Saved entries
==========
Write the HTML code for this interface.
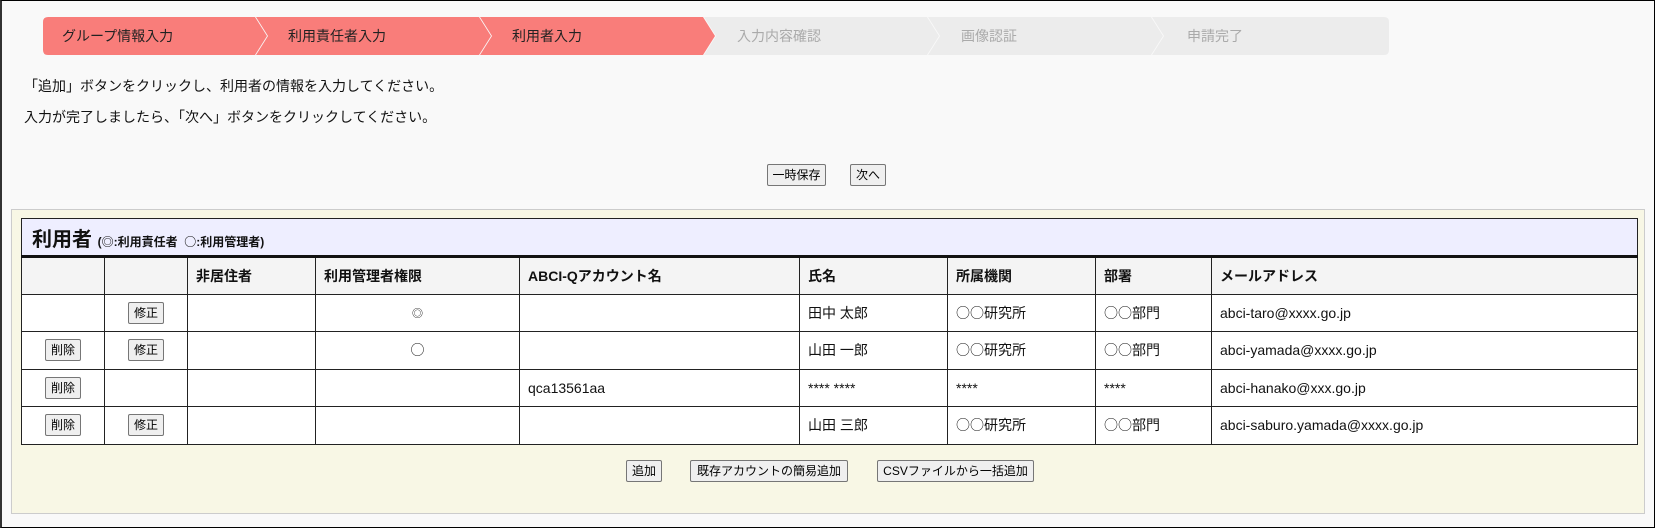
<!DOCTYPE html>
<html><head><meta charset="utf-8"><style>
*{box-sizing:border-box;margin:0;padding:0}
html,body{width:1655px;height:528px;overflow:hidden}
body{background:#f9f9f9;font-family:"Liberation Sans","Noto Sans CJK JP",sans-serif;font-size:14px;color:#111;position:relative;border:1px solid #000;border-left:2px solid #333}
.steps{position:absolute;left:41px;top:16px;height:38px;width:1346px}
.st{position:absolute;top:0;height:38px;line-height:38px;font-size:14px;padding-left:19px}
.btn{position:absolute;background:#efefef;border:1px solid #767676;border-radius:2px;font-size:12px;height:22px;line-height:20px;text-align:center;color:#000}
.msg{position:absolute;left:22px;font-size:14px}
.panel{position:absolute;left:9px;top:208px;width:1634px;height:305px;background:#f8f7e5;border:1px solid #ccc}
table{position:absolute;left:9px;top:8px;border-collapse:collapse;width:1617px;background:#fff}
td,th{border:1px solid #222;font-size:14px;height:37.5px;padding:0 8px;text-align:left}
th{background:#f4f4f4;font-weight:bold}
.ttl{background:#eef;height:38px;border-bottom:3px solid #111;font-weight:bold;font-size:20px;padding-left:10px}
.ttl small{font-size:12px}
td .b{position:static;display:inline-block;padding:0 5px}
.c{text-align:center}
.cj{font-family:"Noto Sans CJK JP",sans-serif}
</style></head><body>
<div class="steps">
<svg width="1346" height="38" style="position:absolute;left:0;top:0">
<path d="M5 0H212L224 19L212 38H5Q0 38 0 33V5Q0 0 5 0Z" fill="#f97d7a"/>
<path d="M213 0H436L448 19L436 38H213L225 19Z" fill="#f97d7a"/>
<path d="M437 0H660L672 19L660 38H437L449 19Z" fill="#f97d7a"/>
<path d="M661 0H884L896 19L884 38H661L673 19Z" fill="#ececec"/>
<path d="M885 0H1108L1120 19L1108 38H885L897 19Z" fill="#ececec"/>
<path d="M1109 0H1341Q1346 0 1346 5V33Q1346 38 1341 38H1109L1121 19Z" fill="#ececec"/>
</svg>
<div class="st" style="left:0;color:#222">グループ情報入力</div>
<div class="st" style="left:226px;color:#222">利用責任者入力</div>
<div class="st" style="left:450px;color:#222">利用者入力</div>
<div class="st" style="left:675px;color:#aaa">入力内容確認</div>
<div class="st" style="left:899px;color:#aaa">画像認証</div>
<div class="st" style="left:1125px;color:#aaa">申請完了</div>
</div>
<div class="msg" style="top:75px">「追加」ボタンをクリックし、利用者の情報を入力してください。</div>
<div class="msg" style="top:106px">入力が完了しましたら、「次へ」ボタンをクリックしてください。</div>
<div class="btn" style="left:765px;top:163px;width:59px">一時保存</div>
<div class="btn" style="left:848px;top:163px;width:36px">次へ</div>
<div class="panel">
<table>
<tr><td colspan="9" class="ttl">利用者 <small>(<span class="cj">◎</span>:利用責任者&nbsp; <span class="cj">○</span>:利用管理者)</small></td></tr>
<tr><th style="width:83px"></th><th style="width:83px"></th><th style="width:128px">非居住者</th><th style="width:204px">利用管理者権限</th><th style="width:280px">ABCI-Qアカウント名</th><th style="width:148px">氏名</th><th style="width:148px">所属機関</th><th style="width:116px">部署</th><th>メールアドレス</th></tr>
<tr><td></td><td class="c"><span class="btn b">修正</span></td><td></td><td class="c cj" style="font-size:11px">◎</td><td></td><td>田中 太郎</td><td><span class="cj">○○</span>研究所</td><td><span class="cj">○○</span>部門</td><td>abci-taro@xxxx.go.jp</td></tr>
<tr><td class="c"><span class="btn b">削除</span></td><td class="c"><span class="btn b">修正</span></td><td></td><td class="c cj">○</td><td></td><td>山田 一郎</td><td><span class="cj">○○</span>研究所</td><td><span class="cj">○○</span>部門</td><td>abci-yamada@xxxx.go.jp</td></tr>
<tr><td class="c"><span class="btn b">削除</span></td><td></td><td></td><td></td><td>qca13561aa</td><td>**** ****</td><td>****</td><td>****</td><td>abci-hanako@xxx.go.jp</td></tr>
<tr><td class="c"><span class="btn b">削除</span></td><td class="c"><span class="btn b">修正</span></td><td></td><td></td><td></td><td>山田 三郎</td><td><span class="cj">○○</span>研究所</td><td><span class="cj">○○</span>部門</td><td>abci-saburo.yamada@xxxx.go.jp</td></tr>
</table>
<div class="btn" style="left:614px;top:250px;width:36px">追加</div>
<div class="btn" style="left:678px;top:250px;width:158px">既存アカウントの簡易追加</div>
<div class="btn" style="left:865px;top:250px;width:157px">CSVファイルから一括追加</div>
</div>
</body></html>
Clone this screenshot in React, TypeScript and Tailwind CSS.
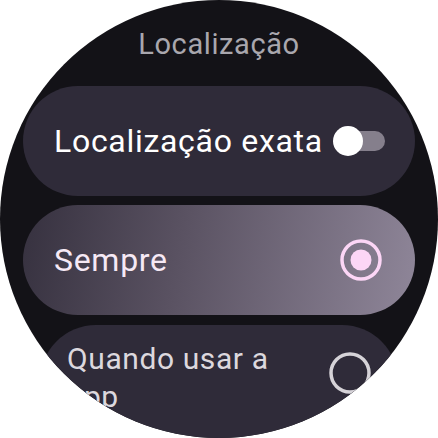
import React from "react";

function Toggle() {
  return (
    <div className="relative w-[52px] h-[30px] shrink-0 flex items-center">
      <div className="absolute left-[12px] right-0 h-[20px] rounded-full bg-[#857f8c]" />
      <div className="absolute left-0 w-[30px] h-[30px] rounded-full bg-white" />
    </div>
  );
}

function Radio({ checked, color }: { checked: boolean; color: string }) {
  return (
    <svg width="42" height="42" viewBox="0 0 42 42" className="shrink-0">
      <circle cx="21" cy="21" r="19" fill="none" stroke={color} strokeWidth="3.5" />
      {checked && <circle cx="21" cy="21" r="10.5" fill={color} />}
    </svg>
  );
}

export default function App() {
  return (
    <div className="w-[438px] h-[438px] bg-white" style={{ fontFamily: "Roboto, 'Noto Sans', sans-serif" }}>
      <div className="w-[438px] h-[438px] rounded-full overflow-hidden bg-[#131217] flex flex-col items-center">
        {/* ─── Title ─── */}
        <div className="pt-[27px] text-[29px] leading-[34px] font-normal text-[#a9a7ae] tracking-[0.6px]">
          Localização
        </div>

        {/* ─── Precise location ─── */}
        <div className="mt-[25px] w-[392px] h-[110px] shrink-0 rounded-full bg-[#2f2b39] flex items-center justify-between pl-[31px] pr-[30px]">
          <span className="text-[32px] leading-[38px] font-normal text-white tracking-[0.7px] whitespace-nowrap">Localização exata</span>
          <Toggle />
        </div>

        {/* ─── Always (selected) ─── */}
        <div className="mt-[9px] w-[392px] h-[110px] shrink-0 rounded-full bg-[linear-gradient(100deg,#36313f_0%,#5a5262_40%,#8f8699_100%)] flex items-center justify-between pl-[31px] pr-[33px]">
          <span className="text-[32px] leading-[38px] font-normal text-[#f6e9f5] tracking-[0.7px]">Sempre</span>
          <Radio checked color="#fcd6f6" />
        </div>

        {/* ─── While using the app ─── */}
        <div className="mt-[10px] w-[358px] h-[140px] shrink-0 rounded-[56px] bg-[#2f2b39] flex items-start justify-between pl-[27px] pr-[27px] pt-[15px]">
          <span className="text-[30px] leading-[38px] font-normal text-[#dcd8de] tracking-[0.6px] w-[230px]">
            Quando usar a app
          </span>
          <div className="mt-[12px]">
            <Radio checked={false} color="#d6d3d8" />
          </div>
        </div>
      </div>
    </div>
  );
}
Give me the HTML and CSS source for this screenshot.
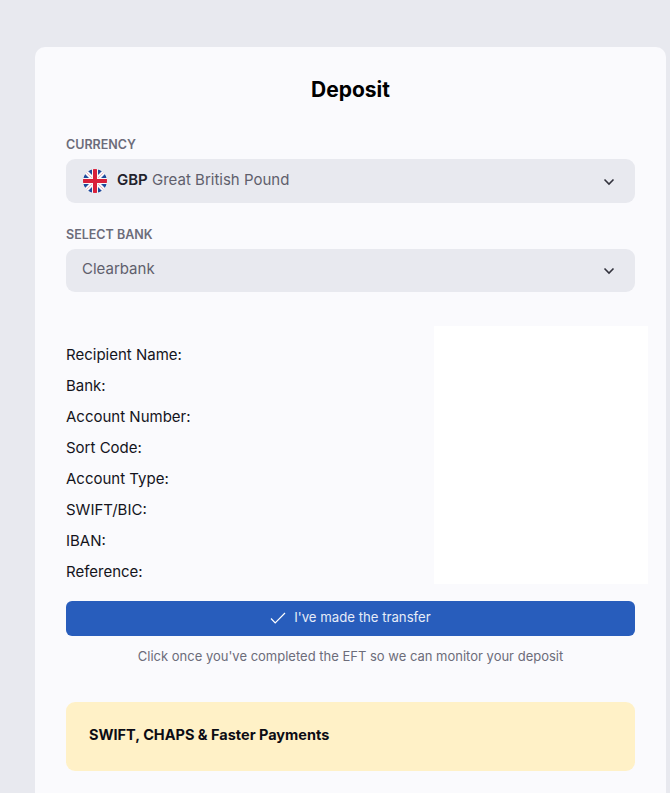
==========
Restate the whole listing above exactly, except for its images.

Write the HTML code for this interface.
<!DOCTYPE html>
<html><head><meta charset="utf-8"><style>
*{box-sizing:border-box;margin:0;padding:0}
html,body{width:1655px;height:528px;overflow:hidden}
body{background:#f9f9f9;font-family:"Liberation Sans","Noto Sans CJK JP",sans-serif;font-size:14px;color:#111;position:relative;border:1px solid #000;border-left:2px solid #333}
.steps{position:absolute;left:41px;top:16px;height:38px;width:1346px}
.st{position:absolute;top:0;height:38px;line-height:38px;font-size:14px;padding-left:19px}
.btn{position:absolute;background:#efefef;border:1px solid #767676;border-radius:2px;font-size:12px;height:22px;line-height:20px;text-align:center;color:#000}
.msg{position:absolute;left:22px;font-size:14px}
.panel{position:absolute;left:9px;top:208px;width:1634px;height:305px;background:#f8f7e5;border:1px solid #ccc}
table{position:absolute;left:9px;top:8px;border-collapse:collapse;width:1617px;background:#fff}
td,th{border:1px solid #222;font-size:14px;height:37.5px;padding:0 8px;text-align:left}
th{background:#f4f4f4;font-weight:bold}
.ttl{background:#eef;height:38px;border-bottom:3px solid #111;font-weight:bold;font-size:20px;padding-left:10px}
.ttl small{font-size:12px}
td .b{position:static;display:inline-block;padding:0 5px}
.c{text-align:center}
.cj{font-family:"Noto Sans CJK JP",sans-serif}
</style></head><body>
<div class="steps">
<svg width="1346" height="38" style="position:absolute;left:0;top:0">
<path d="M5 0H212L224 19L212 38H5Q0 38 0 33V5Q0 0 5 0Z" fill="#f97d7a"/>
<path d="M213 0H436L448 19L436 38H213L225 19Z" fill="#f97d7a"/>
<path d="M437 0H660L672 19L660 38H437L449 19Z" fill="#f97d7a"/>
<path d="M661 0H884L896 19L884 38H661L673 19Z" fill="#ececec"/>
<path d="M885 0H1108L1120 19L1108 38H885L897 19Z" fill="#ececec"/>
<path d="M1109 0H1341Q1346 0 1346 5V33Q1346 38 1341 38H1109L1121 19Z" fill="#ececec"/>
</svg>
<div class="st" style="left:0;color:#222">グループ情報入力</div>
<div class="st" style="left:226px;color:#222">利用責任者入力</div>
<div class="st" style="left:450px;color:#222">利用者入力</div>
<div class="st" style="left:675px;color:#aaa">入力内容確認</div>
<div class="st" style="left:899px;color:#aaa">画像認証</div>
<div class="st" style="left:1125px;color:#aaa">申請完了</div>
</div>
<div class="msg" style="top:75px">「追加」ボタンをクリックし、利用者の情報を入力してください。</div>
<div class="msg" style="top:106px">入力が完了しましたら、「次へ」ボタンをクリックしてください。</div>
<div class="btn" style="left:765px;top:163px;width:59px">一時保存</div>
<div class="btn" style="left:848px;top:163px;width:36px">次へ</div>
<div class="panel">
<table>
<tr><td colspan="9" class="ttl">利用者 <small>(<span class="cj">◎</span>:利用責任者&nbsp; <span class="cj">○</span>:利用管理者)</small></td></tr>
<tr><th style="width:83px"></th><th style="width:83px"></th><th style="width:128px">非居住者</th><th style="width:204px">利用管理者権限</th><th style="width:280px">ABCI-Qアカウント名</th><th style="width:148px">氏名</th><th style="width:148px">所属機関</th><th style="width:116px">部署</th><th>メールアドレス</th></tr>
<tr><td></td><td class="c"><span class="btn b">修正</span></td><td></td><td class="c cj" style="font-size:11px">◎</td><td></td><td>田中 太郎</td><td><span class="cj">○○</span>研究所</td><td><span class="cj">○○</span>部門</td><td>abci-taro@xxxx.go.jp</td></tr>
<tr><td class="c"><span class="btn b">削除</span></td><td class="c"><span class="btn b">修正</span></td><td></td><td class="c cj">○</td><td></td><td>山田 一郎</td><td><span class="cj">○○</span>研究所</td><td><span class="cj">○○</span>部門</td><td>abci-yamada@xxxx.go.jp</td></tr>
<tr><td class="c"><span class="btn b">削除</span></td><td></td><td></td><td></td><td>qca13561aa</td><td>**** ****</td><td>****</td><td>****</td><td>abci-hanako@xxx.go.jp</td></tr>
<tr><td class="c"><span class="btn b">削除</span></td><td class="c"><span class="btn b">修正</span></td><td></td><td></td><td></td><td>山田 三郎</td><td><span class="cj">○○</span>研究所</td><td><span class="cj">○○</span>部門</td><td>abci-saburo.yamada@xxxx.go.jp</td></tr>
</table>
<div class="btn" style="left:614px;top:250px;width:36px">追加</div>
<div class="btn" style="left:678px;top:250px;width:158px">既存アカウントの簡易追加</div>
<div class="btn" style="left:865px;top:250px;width:157px">CSVファイルから一括追加</div>
</div>
</body></html>
Clone this screenshot in React, TypeScript and Tailwind CSS.
import React from "react";

function Toggle() {
  return (
    <div className="relative w-[52px] h-[30px] shrink-0 flex items-center">
      <div className="absolute left-[12px] right-0 h-[20px] rounded-full bg-[#857f8c]" />
      <div className="absolute left-0 w-[30px] h-[30px] rounded-full bg-white" />
    </div>
  );
}

function Radio({ checked, color }: { checked: boolean; color: string }) {
  return (
    <svg width="42" height="42" viewBox="0 0 42 42" className="shrink-0">
      <circle cx="21" cy="21" r="19" fill="none" stroke={color} strokeWidth="3.5" />
      {checked && <circle cx="21" cy="21" r="10.5" fill={color} />}
    </svg>
  );
}

export default function App() {
  return (
    <div className="w-[438px] h-[438px] bg-white" style={{ fontFamily: "Roboto, 'Noto Sans', sans-serif" }}>
      <div className="w-[438px] h-[438px] rounded-full overflow-hidden bg-[#131217] flex flex-col items-center">
        {/* ─── Title ─── */}
        <div className="pt-[27px] text-[29px] leading-[34px] font-normal text-[#a9a7ae] tracking-[0.6px]">
          Localização
        </div>

        {/* ─── Precise location ─── */}
        <div className="mt-[25px] w-[392px] h-[110px] shrink-0 rounded-full bg-[#2f2b39] flex items-center justify-between pl-[31px] pr-[30px]">
          <span className="text-[32px] leading-[38px] font-normal text-white tracking-[0.7px] whitespace-nowrap">Localização exata</span>
          <Toggle />
        </div>

        {/* ─── Always (selected) ─── */}
        <div className="mt-[9px] w-[392px] h-[110px] shrink-0 rounded-full bg-[linear-gradient(100deg,#36313f_0%,#5a5262_40%,#8f8699_100%)] flex items-center justify-between pl-[31px] pr-[33px]">
          <span className="text-[32px] leading-[38px] font-normal text-[#f6e9f5] tracking-[0.7px]">Sempre</span>
          <Radio checked color="#fcd6f6" />
        </div>

        {/* ─── While using the app ─── */}
        <div className="mt-[10px] w-[358px] h-[140px] shrink-0 rounded-[56px] bg-[#2f2b39] flex items-start justify-between pl-[27px] pr-[27px] pt-[15px]">
          <span className="text-[30px] leading-[38px] font-normal text-[#dcd8de] tracking-[0.6px] w-[230px]">
            Quando usar a app
          </span>
          <div className="mt-[12px]">
            <Radio checked={false} color="#d6d3d8" />
          </div>
        </div>
      </div>
    </div>
  );
}
Give me the HTML and CSS source for this screenshot.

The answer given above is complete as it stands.